Why would you use a primary key in a database ?


To identify a record : the PK is the (unique) identifier of each line in your table.


See the Candidate / Primary key page on wikipedia, for instance, that states (quoting) :

In the relational model of databases, a candidate key of a relation is a minimal superkey for that relation; that is, a set of attributes such that

  1. the relation does not have two distinct tuples with the same values for these attributes
  2. there is no proper subset of these attributes for which (1) holds.


To uniquely identify a record.

e.g. assume you have a Customers table. Each customer would have a unique ID to allow you to identify them uniquely


Each record has to be identified somehow. For instance, for a database storing the registered users of a website, you won't try to identify them by their login, but rather by UID (usually UID=1 is the admin - Drupal does it this way, for instance). Primary key is usually an autoincrementing integer, so you have the guarantee it won't ever be repeated, assigning all your records UNIQUE identification.

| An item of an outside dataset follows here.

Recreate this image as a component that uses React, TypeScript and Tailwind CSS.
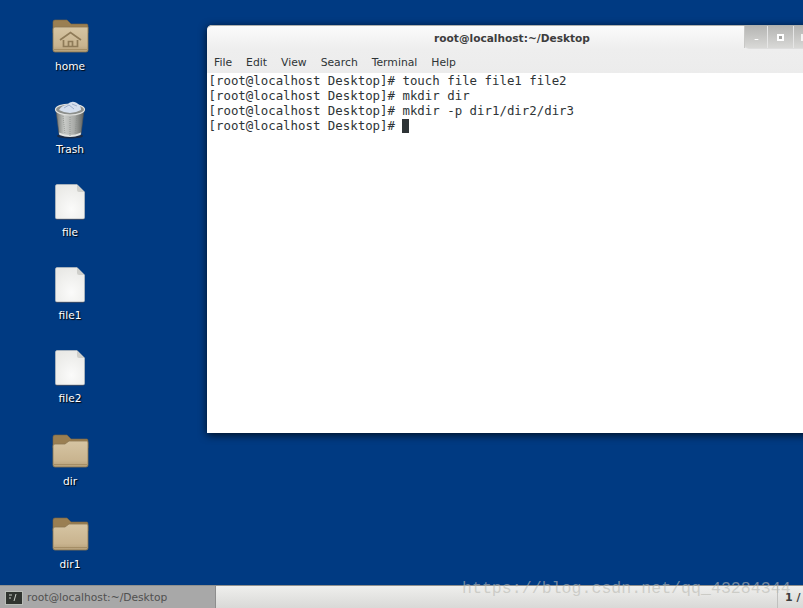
import { Minus } from "lucide-react";

function FolderIcon({ home }: { home?: boolean }) {
  return (
    <svg width="37" height="34" viewBox="0 0 37 34" className="block">
      <defs>
        <linearGradient id={home ? "fh" : "fd"} x1="0" y1="0" x2="0" y2="1">
          <stop offset="0" stopColor="#d6c5a3" />
          <stop offset="0.75" stopColor="#c9b48f" />
          <stop offset="1" stopColor="#b59f78" />
        </linearGradient>
      </defs>
      <path d="M1 3 Q1 1 3 1 H15 L19 5 H35 Q36 5 36 7 V14 H1 Z" fill="#9a7f52" stroke="#7e6740" strokeWidth="0.6" />
      <path
        d={home ? "M1 10 Q1 8 3 8 H36 V31 Q36 33 34 33 H3 Q1 33 1 31 Z" : "M1 12 Q1 10 3 10 H13 L17 7 H35 Q36 7 36 9 V31 Q36 33 34 33 H3 Q1 33 1 31 Z"}
        fill={`url(#${home ? "fh" : "fd"})`}
        stroke="#8b7650"
        strokeWidth="0.8"
      />
      <path d="M2 30.5 H35" stroke="#a58e66" strokeWidth="1.2" />
      {home && (
        <g fill="none" stroke="#8f7b58" strokeWidth="1.7">
          <path d="M8 21 L18.5 13.5 L29 21" />
          <path d="M11.5 21 V27.5 H25.5 V21" />
          <path d="M16.5 27.5 V22.5 H20.5 V27.5" />
        </g>
      )}
    </svg>
  );
}

function TrashIcon() {
  return (
    <svg width="34" height="40" viewBox="0 0 34 40" className="block">
      <defs>
        <linearGradient id="tb" x1="0" y1="0" x2="1" y2="0">
          <stop offset="0" stopColor="#70736f" />
          <stop offset="0.3" stopColor="#c9cbc8" />
          <stop offset="0.65" stopColor="#a9aba8" />
          <stop offset="1" stopColor="#5e615e" />
        </linearGradient>
      </defs>
      <ellipse cx="17" cy="37" rx="13" ry="2.6" fill="#1a2a45" />
      <path d="M3 11 L6 35 Q17 40 28 35 L31 11 Z" fill="url(#tb)" stroke="#555" strokeWidth="0.6" />
      <path d="M6 33.5 Q17 38.5 28 33.5 L27.6 36 Q17 40 6.4 36 Z" fill="#e4e5e3" />
      <ellipse cx="17" cy="10.5" rx="14.5" ry="5.5" fill="#8c8f8c" stroke="#e1e2e0" strokeWidth="1.2" />
      <path d="M6 11 Q9 6 14 6 Q18 1 23 3.5 Q28 6 28 11 Q17 17 6 11 Z" fill="#d5dfee" />
      <path d="M11 9 L16 6 L21 10 M19 5 L24 7" stroke="#9fb0cb" strokeWidth="1" fill="none" />
      <path d="M10 17 L12 35 M17 18 V37 M24 17 L22 35" stroke="#8d908d" strokeWidth="0.8" strokeDasharray="1 1" />
    </svg>
  );
}

function FileIcon() {
  return (
    <svg width="30" height="36" viewBox="0 0 30 36" className="block">
      <defs>
        <radialGradient id="fp" cx="0.55" cy="0.72" r="0.75">
          <stop offset="0" stopColor="#fbfbfa" />
          <stop offset="1" stopColor="#e9e9e6" />
        </radialGradient>
      </defs>
      <path d="M2 0.5 H22 L29.5 8 V33.5 Q29.5 35 28 35 H2 Q0.5 35 0.5 33.5 V2 Q0.5 0.5 2 0.5 Z" fill="url(#fp)" stroke="#c8c8c4" strokeWidth="0.6" />
      <path d="M22 0.5 L29.5 8 H24 Q22 8 22 6 Z" fill="#cfcfcb" />
      <path d="M1 35.4 H29" stroke="#2f3f5c" strokeWidth="0.8" />
    </svg>
  );
}

const icons = [
  { label: "home", icon: <FolderIcon home /> },
  { label: "Trash", icon: <TrashIcon /> },
  { label: "file", icon: <FileIcon /> },
  { label: "file1", icon: <FileIcon /> },
  { label: "file2", icon: <FileIcon /> },
  { label: "dir", icon: <FolderIcon /> },
  { label: "dir1", icon: <FolderIcon /> },
];

const lines = [
  "[root@localhost Desktop]# touch file file1 file2",
  "[root@localhost Desktop]# mkdir dir",
  "[root@localhost Desktop]# mkdir -p dir1/dir2/dir3",
];

const menu = ["File", "Edit", "View", "Search", "Terminal", "Help"];

export default function App() {
  return (
    <div className="relative flex h-[608px] w-[803px] flex-col overflow-hidden bg-[#003a82] font-['DejaVu_Sans',sans-serif]">
      {/* Desktop icons */}
      <div className="flex h-[585px] w-[140px] shrink-0 flex-col gap-[28px] pt-[18px]">
        {icons.map((item) => (
          <div key={item.label} className="flex h-[55px] shrink-0 flex-col items-center">
            <div className="flex h-[36px] items-center justify-center">{item.icon}</div>
            <span className="mt-[5px] text-[10.6px] leading-[14px] text-white [text-shadow:1px_1px_1px_#000]">
              {item.label}
            </span>
          </div>
        ))}
      </div>

      {/* Terminal window */}
      <div className="absolute left-[207px] top-[25px] h-[408px] w-[640px] rounded-t-[5px] bg-white shadow-[0_2px_8px_rgba(0,0,0,0.75)]">
        <div className="relative h-[48px] rounded-t-[5px] border-t border-[#aeb0ad] bg-gradient-to-b from-[#fbfbfb] via-[#eeeeee] to-[#ececec]">
          <div className="w-[610px] pt-[5px] text-center text-[10.6px] font-bold leading-[14px] text-[#3d3d3d]">
            root@localhost:~/Desktop
          </div>
          <div className="flex gap-[14px] pl-[7px] pt-[11px] text-[10.8px] leading-[14px] text-[#2e3436]">
            {menu.map((m) => (
              <span key={m}>{m}</span>
            ))}
          </div>
          {/* Window controls */}
          <div className="absolute left-[537px] top-0 flex h-[23px] rounded-bl-[5px] border-b border-[#dedede] bg-gradient-to-b from-[#b5b5b3] to-[#d9d9d7]">
            <div className="flex w-[23px] items-end justify-center border-l border-[#c8c8c6] pb-[6px]">
              <Minus className="h-[5px] w-[7px] text-white" strokeWidth={5} />
            </div>
            <div className="flex w-[26px] items-center justify-center border-l border-[#e6e6e6]">
              <div className="h-[7px] w-[7px] border-2 border-white bg-[#a5a5a3]" />
            </div>
            <div className="flex w-[30px] items-center border-l border-[#e6e6e6] pl-[7px]">
              <div className="h-[7px] w-[7px] bg-white/80" />
            </div>
          </div>
        </div>
        <div className="pl-[1.5px] font-['DejaVu_Sans_Mono',monospace] text-[12.4px] leading-[15px] text-[#2e3436]">
          {lines.map((l) => (
            <div key={l} className="whitespace-pre">
              {l}
            </div>
          ))}
          <div className="flex items-center whitespace-pre">
            [root@localhost Desktop]#{" "}
            <span className="h-[14px] w-[7px] bg-[#2e3436]" />
          </div>
        </div>
      </div>

      {/* Bottom panel */}
      <div className="flex h-[23px] shrink-0 items-stretch border-t border-[#8f908e] bg-gradient-to-b from-[#efefed] to-[#d9d9d7]">
        <div className="flex w-[216px] items-end gap-[4px] border-r border-[#8d8d8d] bg-[#a8a8a8] pb-[2px] pl-[5px]">
          <svg width="18" height="14" viewBox="0 0 18 14" className="mb-[1px] block">
            <rect x="0.5" y="0.5" width="17" height="13" fill="#30342f" stroke="#b9bdb7" />
            <path d="M4 4 H7 M4 7 H6 M9 10 L11 3" stroke="#c9cec6" strokeWidth="1" />
          </svg>
          <span className="text-[10.7px] leading-[16px] text-[#505050]">root@localhost:~/Desktop</span>
        </div>
        <div className="flex-1" />
        <div className="flex w-[26px] items-end whitespace-nowrap border-l border-[#c0c0be] pb-[2px] pl-[7px] text-[11px] font-bold leading-[16px] text-[#3d3d3d]">
          1 /
        </div>
      </div>

      {/* Watermark */}
      <div className="absolute left-[462px] top-[579px] whitespace-nowrap font-['Liberation_Mono',monospace] text-[16.6px] leading-[20px] text-[#b9b9b2]/60">
        https://blog.csdn.net/qq_43284344
      </div>
    </div>
  );
}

Otherwise you wont be able to distinguish one row(tuple) from another row (tuple)


Identify a record uniquely as well as allow you to do effiecient joins if you have it as a foreign key on another table


To maintain referential integrity in a relational database.


It is unique name (or identifier if you like it that way) for a record.

It is like phone number each phone has got one and there are no two phones with the same phone number.


While the primary use of primary keys is to uniquely identify a record, like any other keys, they are also critical to performance. Keys are stored in indices and make selecting data from the database much, much faster.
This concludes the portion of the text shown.